(Rows from a dataset of pages and code)
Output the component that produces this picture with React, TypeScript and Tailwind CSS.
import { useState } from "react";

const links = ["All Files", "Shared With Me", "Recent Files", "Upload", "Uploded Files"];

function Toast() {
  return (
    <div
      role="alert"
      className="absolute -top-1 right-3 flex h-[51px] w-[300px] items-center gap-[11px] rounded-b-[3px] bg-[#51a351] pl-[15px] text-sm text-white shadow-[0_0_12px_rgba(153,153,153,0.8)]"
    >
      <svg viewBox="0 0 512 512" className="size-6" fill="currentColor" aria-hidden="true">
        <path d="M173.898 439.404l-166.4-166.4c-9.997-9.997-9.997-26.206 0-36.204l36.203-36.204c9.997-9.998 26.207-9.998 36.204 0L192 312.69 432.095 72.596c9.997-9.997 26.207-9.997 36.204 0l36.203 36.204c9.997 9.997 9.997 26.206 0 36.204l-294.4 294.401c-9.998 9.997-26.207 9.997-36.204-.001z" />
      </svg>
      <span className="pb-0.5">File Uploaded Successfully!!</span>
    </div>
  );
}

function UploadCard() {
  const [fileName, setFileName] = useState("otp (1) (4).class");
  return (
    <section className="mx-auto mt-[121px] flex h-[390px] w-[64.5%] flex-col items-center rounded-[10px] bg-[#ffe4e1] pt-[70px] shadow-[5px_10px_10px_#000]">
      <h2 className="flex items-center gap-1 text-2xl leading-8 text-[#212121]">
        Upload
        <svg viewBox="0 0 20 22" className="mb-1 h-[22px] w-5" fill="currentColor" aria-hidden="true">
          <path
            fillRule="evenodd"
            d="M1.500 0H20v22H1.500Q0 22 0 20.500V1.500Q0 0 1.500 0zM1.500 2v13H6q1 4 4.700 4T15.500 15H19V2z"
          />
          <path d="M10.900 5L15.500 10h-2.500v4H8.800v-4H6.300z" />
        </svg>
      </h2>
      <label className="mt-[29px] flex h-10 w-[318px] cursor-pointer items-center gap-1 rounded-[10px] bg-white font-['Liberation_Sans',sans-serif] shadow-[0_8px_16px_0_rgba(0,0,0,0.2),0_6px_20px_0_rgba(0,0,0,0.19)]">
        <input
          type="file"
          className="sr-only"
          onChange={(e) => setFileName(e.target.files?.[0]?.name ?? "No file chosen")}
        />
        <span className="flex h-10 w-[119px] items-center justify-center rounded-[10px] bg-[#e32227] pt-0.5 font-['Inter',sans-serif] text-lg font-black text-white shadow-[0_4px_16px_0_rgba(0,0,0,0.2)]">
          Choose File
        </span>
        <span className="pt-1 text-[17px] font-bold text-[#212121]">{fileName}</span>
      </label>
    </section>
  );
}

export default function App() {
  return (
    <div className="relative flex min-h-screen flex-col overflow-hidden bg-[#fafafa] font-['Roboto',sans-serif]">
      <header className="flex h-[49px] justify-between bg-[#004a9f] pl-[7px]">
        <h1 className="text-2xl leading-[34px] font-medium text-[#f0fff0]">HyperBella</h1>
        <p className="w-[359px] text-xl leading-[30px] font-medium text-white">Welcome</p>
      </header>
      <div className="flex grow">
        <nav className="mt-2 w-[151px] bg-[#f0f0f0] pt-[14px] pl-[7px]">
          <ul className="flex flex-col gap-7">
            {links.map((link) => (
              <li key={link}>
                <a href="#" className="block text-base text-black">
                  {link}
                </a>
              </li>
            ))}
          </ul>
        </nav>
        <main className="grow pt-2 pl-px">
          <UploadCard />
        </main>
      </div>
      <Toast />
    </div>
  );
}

...

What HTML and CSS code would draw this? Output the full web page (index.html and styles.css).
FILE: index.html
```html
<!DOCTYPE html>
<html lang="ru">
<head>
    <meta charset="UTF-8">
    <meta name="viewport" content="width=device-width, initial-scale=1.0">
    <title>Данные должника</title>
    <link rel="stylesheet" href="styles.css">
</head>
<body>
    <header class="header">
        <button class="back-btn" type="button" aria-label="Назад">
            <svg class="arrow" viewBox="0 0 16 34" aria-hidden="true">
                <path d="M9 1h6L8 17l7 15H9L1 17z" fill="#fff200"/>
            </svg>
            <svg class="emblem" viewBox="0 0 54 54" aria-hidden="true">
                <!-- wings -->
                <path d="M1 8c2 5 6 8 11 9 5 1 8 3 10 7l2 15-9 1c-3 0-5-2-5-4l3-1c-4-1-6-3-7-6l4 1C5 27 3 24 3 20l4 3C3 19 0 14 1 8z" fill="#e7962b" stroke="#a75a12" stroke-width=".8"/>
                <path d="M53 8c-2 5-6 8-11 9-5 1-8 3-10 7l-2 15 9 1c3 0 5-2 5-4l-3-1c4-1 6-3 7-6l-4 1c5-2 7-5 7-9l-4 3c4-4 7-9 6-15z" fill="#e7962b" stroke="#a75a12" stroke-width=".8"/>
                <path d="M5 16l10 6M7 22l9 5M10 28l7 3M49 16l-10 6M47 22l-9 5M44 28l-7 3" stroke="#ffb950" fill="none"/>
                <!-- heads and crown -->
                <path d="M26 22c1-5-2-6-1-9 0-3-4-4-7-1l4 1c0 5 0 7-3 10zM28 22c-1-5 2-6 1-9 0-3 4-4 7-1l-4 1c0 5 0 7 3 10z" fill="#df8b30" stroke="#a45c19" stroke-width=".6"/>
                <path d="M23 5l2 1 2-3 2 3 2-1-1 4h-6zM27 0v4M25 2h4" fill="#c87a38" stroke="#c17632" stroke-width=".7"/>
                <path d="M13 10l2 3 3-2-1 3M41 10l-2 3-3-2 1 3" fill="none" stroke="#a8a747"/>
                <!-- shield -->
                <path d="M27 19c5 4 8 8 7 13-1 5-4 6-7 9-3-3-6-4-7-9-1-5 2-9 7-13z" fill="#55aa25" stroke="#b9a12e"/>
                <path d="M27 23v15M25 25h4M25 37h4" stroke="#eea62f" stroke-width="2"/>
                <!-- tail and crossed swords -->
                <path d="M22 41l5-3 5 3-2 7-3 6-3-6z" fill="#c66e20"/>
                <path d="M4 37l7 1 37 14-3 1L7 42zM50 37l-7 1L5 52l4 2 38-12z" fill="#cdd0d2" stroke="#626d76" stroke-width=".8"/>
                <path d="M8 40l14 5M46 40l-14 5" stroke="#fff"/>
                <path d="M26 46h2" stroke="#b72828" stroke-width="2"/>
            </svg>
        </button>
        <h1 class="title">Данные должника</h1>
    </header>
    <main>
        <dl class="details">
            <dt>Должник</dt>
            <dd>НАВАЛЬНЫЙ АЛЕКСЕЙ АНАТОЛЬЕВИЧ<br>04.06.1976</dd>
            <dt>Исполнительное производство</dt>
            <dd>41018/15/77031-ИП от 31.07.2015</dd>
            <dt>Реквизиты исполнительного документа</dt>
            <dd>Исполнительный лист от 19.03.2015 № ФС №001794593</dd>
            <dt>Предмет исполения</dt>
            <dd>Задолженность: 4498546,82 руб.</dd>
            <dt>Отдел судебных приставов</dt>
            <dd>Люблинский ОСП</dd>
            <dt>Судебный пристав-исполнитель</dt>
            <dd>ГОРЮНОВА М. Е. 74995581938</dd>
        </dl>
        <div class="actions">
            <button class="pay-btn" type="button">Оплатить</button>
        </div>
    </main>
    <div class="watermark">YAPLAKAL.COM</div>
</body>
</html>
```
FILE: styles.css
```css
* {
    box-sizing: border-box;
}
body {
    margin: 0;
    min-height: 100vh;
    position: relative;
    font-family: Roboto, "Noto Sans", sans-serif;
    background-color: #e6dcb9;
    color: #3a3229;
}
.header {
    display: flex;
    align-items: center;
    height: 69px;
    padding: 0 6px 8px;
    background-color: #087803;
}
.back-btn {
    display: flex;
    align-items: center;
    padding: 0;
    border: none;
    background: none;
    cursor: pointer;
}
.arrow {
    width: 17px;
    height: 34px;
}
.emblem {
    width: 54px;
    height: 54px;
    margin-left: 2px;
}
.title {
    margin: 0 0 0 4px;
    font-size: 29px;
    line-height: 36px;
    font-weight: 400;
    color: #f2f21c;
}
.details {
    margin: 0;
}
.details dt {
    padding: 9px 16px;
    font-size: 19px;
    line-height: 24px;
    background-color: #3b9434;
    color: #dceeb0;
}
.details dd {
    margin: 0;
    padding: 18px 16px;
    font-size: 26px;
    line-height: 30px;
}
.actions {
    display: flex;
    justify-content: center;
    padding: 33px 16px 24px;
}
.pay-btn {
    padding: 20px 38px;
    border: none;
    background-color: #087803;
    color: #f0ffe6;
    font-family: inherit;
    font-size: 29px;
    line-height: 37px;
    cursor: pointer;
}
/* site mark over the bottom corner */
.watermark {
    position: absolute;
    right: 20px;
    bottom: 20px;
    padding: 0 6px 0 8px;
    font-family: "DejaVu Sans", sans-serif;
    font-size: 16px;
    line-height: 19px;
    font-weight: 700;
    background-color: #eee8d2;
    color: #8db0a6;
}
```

» **Short exercise**: From the listing above, pick out every line containing "this".

» **Full output**:
Output the component that produces this picture with React, TypeScript and Tailwind CSS.
What HTML and CSS code would draw this? Output the full web page (index.html and styles.css).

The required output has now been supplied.